Automobile Early Years or Those Crazy Drivers. (original) (raw)

To be honest, citizens had mixed feelings about the changes. Fredericksburg was a quiet, orderly village until automobiles came thundering down Main Street without regard for public safety, scaring the daylights out of horses and pedestrians.

Some of those drivers were crazy. They enjoyed knocking down wooden street signs. The Fredericksburg Standard reported that mischievous drivers "seemed to take a special delight in giving the street marker a jolt that usually incapacitated the wooden structures and necessitated their continuous repair. In order to enforce an observance of the rule of the road on the streets of the city, the wooden markers have been reinforced by a granite marker weighing half a ton. The driver that now attempts to give the markers a gentle jolt for pastime will very likely come to grief and his car sent to the garage doctor."

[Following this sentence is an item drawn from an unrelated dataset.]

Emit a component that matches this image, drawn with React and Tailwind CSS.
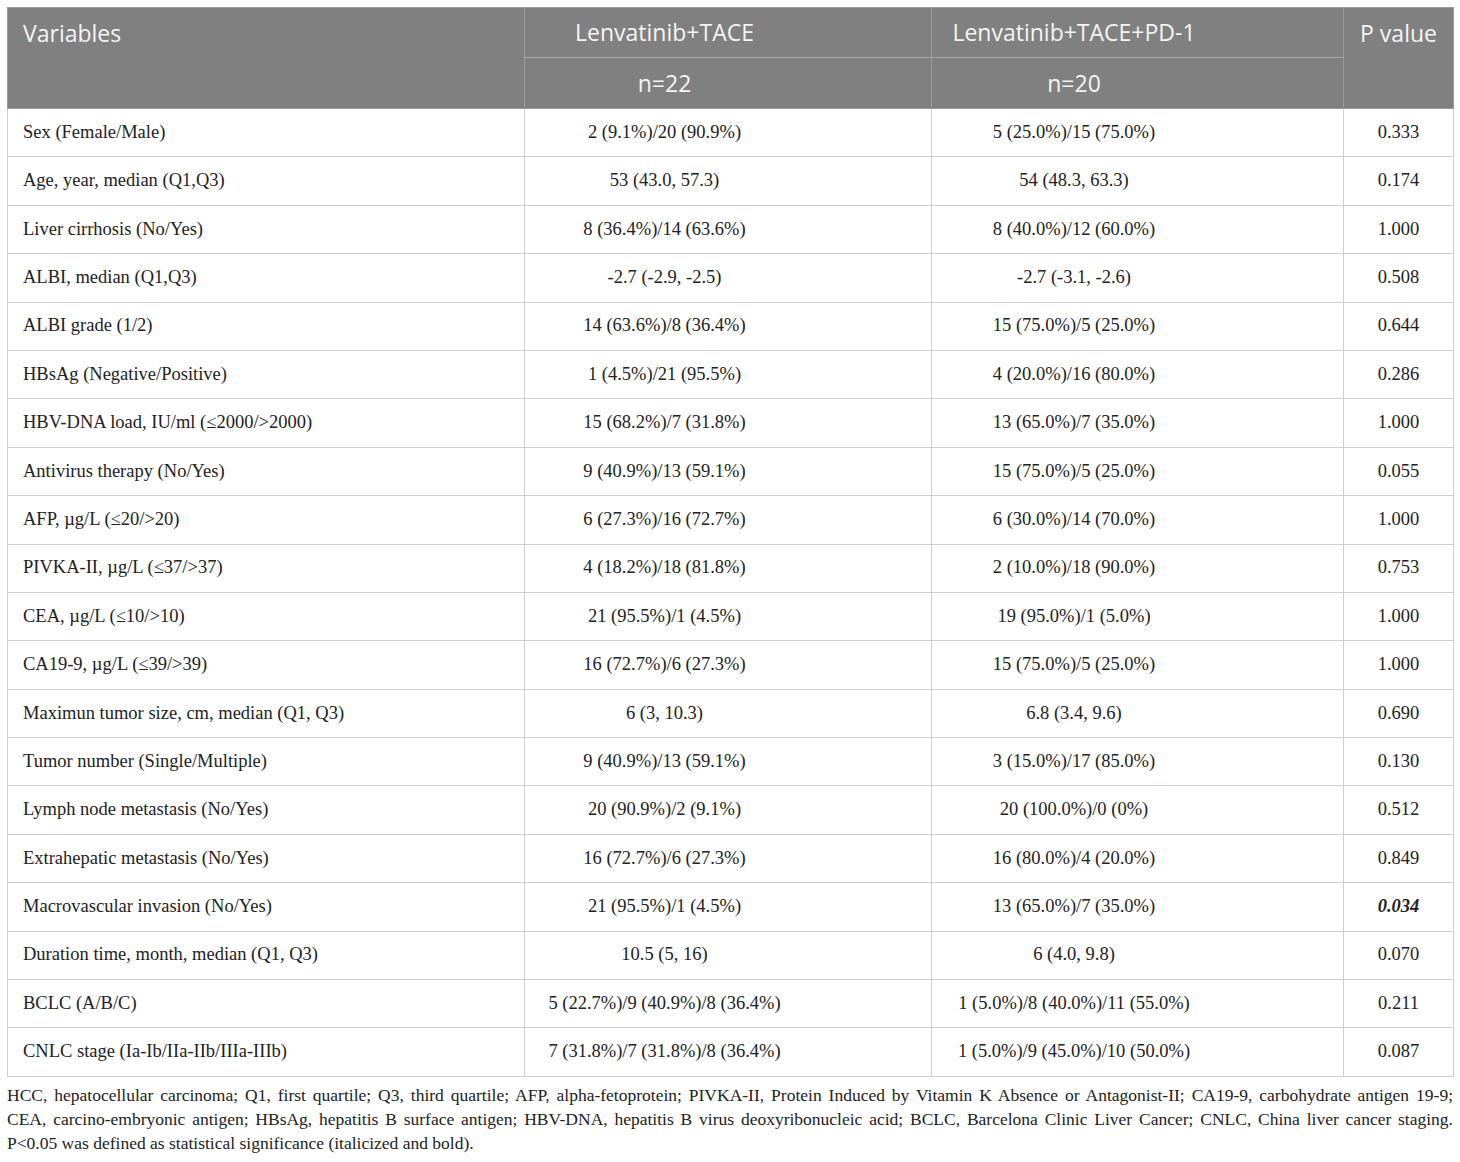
const rows = [
  ['Sex (Female/Male)', '2 (9.1%)/20 (90.9%)', '5 (25.0%)/15 (75.0%)', '0.333'],
  ['Age, year, median (Q1,Q3)', '53 (43.0, 57.3)', '54 (48.3, 63.3)', '0.174'],
  ['Liver cirrhosis (No/Yes)', '8 (36.4%)/14 (63.6%)', '8 (40.0%)/12 (60.0%)', '1.000'],
  ['ALBI, median (Q1,Q3)', '-2.7 (-2.9, -2.5)', '-2.7 (-3.1, -2.6)', '0.508'],
  ['ALBI grade (1/2)', '14 (63.6%)/8 (36.4%)', '15 (75.0%)/5 (25.0%)', '0.644'],
  ['HBsAg (Negative/Positive)', '1 (4.5%)/21 (95.5%)', '4 (20.0%)/16 (80.0%)', '0.286'],
  ['HBV-DNA load, IU/ml (≤2000/>2000)', '15 (68.2%)/7 (31.8%)', '13 (65.0%)/7 (35.0%)', '1.000'],
  ['Antivirus therapy (No/Yes)', '9 (40.9%)/13 (59.1%)', '15 (75.0%)/5 (25.0%)', '0.055'],
  ['AFP, µg/L (≤20/>20)', '6 (27.3%)/16 (72.7%)', '6 (30.0%)/14 (70.0%)', '1.000'],
  ['PIVKA-II, µg/L (≤37/>37)', '4 (18.2%)/18 (81.8%)', '2 (10.0%)/18 (90.0%)', '0.753'],
  ['CEA, µg/L (≤10/>10)', '21 (95.5%)/1 (4.5%)', '19 (95.0%)/1 (5.0%)', '1.000'],
  ['CA19-9, µg/L (≤39/>39)', '16 (72.7%)/6 (27.3%)', '15 (75.0%)/5 (25.0%)', '1.000'],
  ['Maximun tumor size, cm, median (Q1, Q3)', '6 (3, 10.3)', '6.8 (3.4, 9.6)', '0.690'],
  ['Tumor number (Single/Multiple)', '9 (40.9%)/13 (59.1%)', '3 (15.0%)/17 (85.0%)', '0.130'],
  ['Lymph node metastasis (No/Yes)', '20 (90.9%)/2 (9.1%)', '20 (100.0%)/0 (0%)', '0.512'],
  ['Extrahepatic metastasis (No/Yes)', '16 (72.7%)/6 (27.3%)', '16 (80.0%)/4 (20.0%)', '0.849'],
  ['Macrovascular invasion (No/Yes)', '21 (95.5%)/1 (4.5%)', '13 (65.0%)/7 (35.0%)', '0.034', true],
  ['Duration time, month, median (Q1, Q3)', '10.5 (5, 16)', '6 (4.0, 9.8)', '0.070'],
  ['BCLC (A/B/C)', '5 (22.7%)/9 (40.9%)/8 (36.4%)', '1 (5.0%)/8 (40.0%)/11 (55.0%)', '0.211'],
  ['CNLC stage (Ia-Ib/IIa-IIb/IIIa-IIIb)', '7 (31.8%)/7 (31.8%)/8 (36.4%)', '1 (5.0%)/9 (45.0%)/10 (50.0%)', '0.087'],
]

export default function App() {
  return (
    <div className="w-[1460px] h-[1162px] bg-white px-[7px] pt-[7px] text-[#222]">
      <table className="w-[1446px] border-collapse table-fixed font-['Liberation_Serif',serif] text-[18.5px]">
        <colgroup>
          <col className="w-[517px]" />
          <col className="w-[407px]" />
          <col className="w-[412px]" />
          <col className="w-[110px]" />
        </colgroup>
        <thead className="bg-[#808080] text-[#f4f4f4] font-['Open_Sans',sans-serif] text-[23px]">
          <tr className="h-[50px]">
            <th rowSpan={2} className="align-top text-left font-normal pl-[15px] pt-[8px] border border-[#9a9a9a]">Variables</th>
            <th className="font-normal pr-[127px] border border-[#9a9a9a] border-b-[#a8a8a8]">Lenvatinib+TACE</th>
            <th className="font-normal pr-[127px] border border-[#9a9a9a] border-b-[#a8a8a8]">Lenvatinib+TACE+PD-1</th>
            <th rowSpan={2} className="align-top font-normal pt-[8px] border border-[#9a9a9a]">P value</th>
          </tr>
          <tr className="h-[51px]">
            <th className="font-normal pr-[127px] border border-[#9a9a9a]">n=22</th>
            <th className="font-normal pr-[127px] border border-[#9a9a9a]">n=20</th>
          </tr>
        </thead>
        <tbody>
          {rows.map(r => (
            <tr key={r[0]} className="h-[48.4px]">
              <td className="border border-[#cfcfcf] pl-[15px]">{r[0]}</td>
              <td className="border border-[#cfcfcf] text-center pr-[127px]">{r[1]}</td>
              <td className="border border-[#cfcfcf] text-center pr-[127px]">{r[2]}</td>
              <td className="border border-[#cfcfcf] text-center">
                {r[4] ? <b className="italic">{r[3]}</b> : r[3]}
              </td>
            </tr>
          ))}
        </tbody>
      </table>
      <div className="mt-[6px] w-[1446px] font-['Liberation_Serif',serif] text-[17.5px] leading-[24px] text-[#222]">
        <p className="text-justify [text-align-last:justify] whitespace-nowrap">
          HCC, hepatocellular carcinoma; Q1, first quartile; Q3, third quartile; AFP, alpha-fetoprotein; PIVKA-II, Protein Induced by Vitamin K Absence or Antagonist-II; CA19-9, carbohydrate antigen 19-9;
        </p>
        <p className="text-justify [text-align-last:justify]">
          CEA, carcino-embryonic antigen; HBsAg, hepatitis B surface antigen; HBV-DNA, hepatitis B virus deoxyribonucleic acid; BCLC, Barcelona Clinic Liver Cancer; CNLC, China liver cancer staging.
        </p>
        <p>P&lt;0.05 was defined as statistical significance (italicized and bold).</p>
      </div>
    </div>
  )
}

In the culture war between people and machines, the government took sides with the automobile. People felt they were being snowballed by a slew of new laws that favored machines over ordinary citizens.

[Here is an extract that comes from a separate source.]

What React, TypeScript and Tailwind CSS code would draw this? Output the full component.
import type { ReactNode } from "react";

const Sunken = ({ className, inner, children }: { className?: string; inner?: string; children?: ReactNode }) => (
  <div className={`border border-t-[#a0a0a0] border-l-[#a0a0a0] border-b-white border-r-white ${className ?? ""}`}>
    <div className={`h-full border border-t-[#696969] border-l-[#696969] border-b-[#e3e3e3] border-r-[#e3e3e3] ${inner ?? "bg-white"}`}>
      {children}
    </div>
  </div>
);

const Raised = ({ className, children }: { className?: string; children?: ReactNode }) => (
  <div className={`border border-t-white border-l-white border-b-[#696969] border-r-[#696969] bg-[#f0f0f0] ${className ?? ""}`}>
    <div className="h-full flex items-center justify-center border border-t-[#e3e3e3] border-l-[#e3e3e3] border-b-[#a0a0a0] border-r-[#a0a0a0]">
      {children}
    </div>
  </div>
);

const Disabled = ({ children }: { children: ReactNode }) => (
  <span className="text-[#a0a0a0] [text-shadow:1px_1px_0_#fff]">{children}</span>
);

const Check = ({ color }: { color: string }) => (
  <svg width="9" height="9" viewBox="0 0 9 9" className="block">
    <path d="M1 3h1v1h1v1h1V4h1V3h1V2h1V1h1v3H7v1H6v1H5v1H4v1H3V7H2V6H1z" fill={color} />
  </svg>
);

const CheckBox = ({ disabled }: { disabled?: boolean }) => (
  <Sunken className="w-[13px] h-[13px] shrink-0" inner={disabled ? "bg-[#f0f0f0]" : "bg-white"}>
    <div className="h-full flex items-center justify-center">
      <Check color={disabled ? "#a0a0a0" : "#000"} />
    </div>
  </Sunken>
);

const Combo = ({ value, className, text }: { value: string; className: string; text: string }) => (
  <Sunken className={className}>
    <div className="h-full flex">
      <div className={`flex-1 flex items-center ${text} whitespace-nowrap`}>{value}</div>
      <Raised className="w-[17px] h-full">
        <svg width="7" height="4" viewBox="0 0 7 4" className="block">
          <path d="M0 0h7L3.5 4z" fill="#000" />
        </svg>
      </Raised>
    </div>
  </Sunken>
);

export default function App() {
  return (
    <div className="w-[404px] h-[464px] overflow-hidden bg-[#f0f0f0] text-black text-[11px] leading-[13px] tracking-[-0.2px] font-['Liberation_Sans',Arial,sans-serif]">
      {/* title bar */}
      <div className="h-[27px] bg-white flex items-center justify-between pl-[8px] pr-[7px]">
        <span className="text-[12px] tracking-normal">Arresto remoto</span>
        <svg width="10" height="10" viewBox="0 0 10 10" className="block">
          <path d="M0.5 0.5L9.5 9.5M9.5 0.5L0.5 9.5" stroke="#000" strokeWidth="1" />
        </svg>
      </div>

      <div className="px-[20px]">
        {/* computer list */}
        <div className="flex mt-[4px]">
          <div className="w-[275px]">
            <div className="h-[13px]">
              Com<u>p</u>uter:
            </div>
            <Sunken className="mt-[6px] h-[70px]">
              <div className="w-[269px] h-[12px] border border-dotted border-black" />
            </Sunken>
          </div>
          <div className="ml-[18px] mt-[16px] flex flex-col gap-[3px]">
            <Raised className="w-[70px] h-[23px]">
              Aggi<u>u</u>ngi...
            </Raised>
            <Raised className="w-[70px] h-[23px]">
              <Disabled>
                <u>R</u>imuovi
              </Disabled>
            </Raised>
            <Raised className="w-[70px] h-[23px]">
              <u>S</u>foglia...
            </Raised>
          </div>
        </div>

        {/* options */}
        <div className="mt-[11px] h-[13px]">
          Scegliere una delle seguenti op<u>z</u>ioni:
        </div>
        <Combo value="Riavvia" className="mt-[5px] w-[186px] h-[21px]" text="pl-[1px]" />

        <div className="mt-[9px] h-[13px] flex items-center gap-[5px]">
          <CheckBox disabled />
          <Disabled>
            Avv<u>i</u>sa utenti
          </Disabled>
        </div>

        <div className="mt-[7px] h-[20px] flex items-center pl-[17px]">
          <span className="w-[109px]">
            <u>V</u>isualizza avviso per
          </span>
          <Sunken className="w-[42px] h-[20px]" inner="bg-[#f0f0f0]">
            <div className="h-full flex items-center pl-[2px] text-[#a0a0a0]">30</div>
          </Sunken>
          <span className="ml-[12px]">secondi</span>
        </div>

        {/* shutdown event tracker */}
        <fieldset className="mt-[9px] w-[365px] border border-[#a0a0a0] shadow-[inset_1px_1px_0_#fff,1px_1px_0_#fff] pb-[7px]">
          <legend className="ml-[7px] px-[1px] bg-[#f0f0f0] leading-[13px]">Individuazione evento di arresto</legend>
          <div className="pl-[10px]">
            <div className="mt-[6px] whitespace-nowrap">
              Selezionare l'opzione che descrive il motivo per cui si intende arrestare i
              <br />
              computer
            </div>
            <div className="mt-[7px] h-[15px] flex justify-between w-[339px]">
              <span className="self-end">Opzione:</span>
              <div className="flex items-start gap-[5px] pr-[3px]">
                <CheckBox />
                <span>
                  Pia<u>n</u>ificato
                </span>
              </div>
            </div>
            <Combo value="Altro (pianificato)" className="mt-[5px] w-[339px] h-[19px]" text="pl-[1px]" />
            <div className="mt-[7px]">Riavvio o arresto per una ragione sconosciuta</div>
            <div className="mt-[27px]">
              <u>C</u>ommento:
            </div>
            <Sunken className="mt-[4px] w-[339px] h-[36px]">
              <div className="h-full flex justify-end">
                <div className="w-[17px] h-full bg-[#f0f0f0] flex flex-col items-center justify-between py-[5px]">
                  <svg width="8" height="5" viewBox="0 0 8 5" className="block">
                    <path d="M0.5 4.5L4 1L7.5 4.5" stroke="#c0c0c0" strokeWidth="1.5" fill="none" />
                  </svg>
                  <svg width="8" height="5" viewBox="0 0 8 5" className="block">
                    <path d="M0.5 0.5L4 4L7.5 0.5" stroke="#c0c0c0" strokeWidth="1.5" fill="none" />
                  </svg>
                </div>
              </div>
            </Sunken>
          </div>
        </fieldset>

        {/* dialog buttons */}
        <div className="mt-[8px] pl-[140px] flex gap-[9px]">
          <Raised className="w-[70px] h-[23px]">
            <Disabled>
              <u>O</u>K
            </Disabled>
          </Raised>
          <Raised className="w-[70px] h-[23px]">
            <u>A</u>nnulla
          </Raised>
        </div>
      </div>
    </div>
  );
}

"Again the rights of pedestrians have come under the review of the Court of Appeals," a Fredericksburg Standard reporter wrote, "and the drivers have won. The Court emphasized the duty of the man afoot to keep his eyes open and to look out for vehicles. The admirable restraint of the Court is shown by its forbearing to rule that an auto driver is entitled to damages from the man who musses the vehicle by getting run over."

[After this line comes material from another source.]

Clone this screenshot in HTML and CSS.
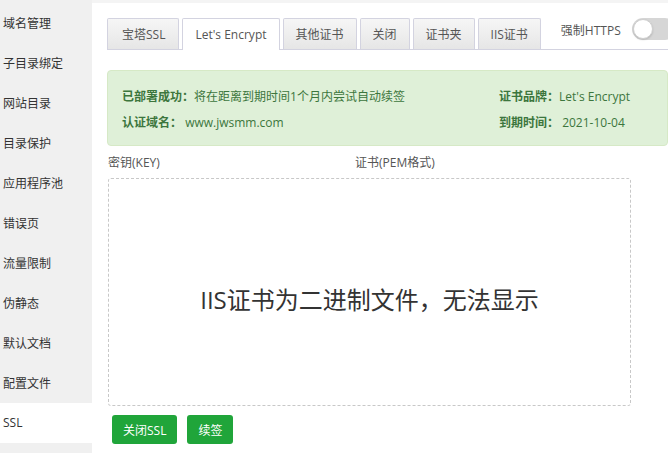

In a move that delighted drivers, the County Commissioners Court voted to tar and gravel Main Street in January 1922. Three months later the Commissioner's Court voted to cover Main Street with a hard surface topping, 60 ft. wide, from the Nimitz Hotel to Jacob Kraus Corner.

By 1923 just about everyone understood that, for better or worse, automobiles were here to stay. That year a bill came before the state legislature that would increase the legal speed limit from 25 mph to 35 mph. The same bill proposed a 2 cent tax be added to the price of every gallon of gasoline, the proceeds used to build and maintain roads.

The local Chamber of Commerce sent a letter to State Rep. Sam Johnson, asking him to oppose the bill. It passed anyway.

In 1941 the city responded to increased automobile congestion by installing 5 traffic lights on Main Street at the intersections of Washington, Llano, Adams, Orange and Edison Streets. At the same time the council voted to allow U-turns at cross streets where there was no traffic light. Those intersections included Main and Lincoln (Keidel Hospital), Main and Crockett (Post Office) and Main and Milam (also known as Schneider's Corner).

As a safety measure the city painted pedestrian lanes at the traffic light intersections so that people on foot could safely cross the street "when favored by the green light." Cars waiting for the light to change were to stop behind the pedestrian lanes.

"Heretofore," the newspaper reporter complained, "some motorists have driven half way into the intersection before coming to a halt."

The transition from horse power to automobiles wasn't smooth or easy.

I drove down Main Street just this morning, and it's still crazy out there. I think we have a few more kinks to work out.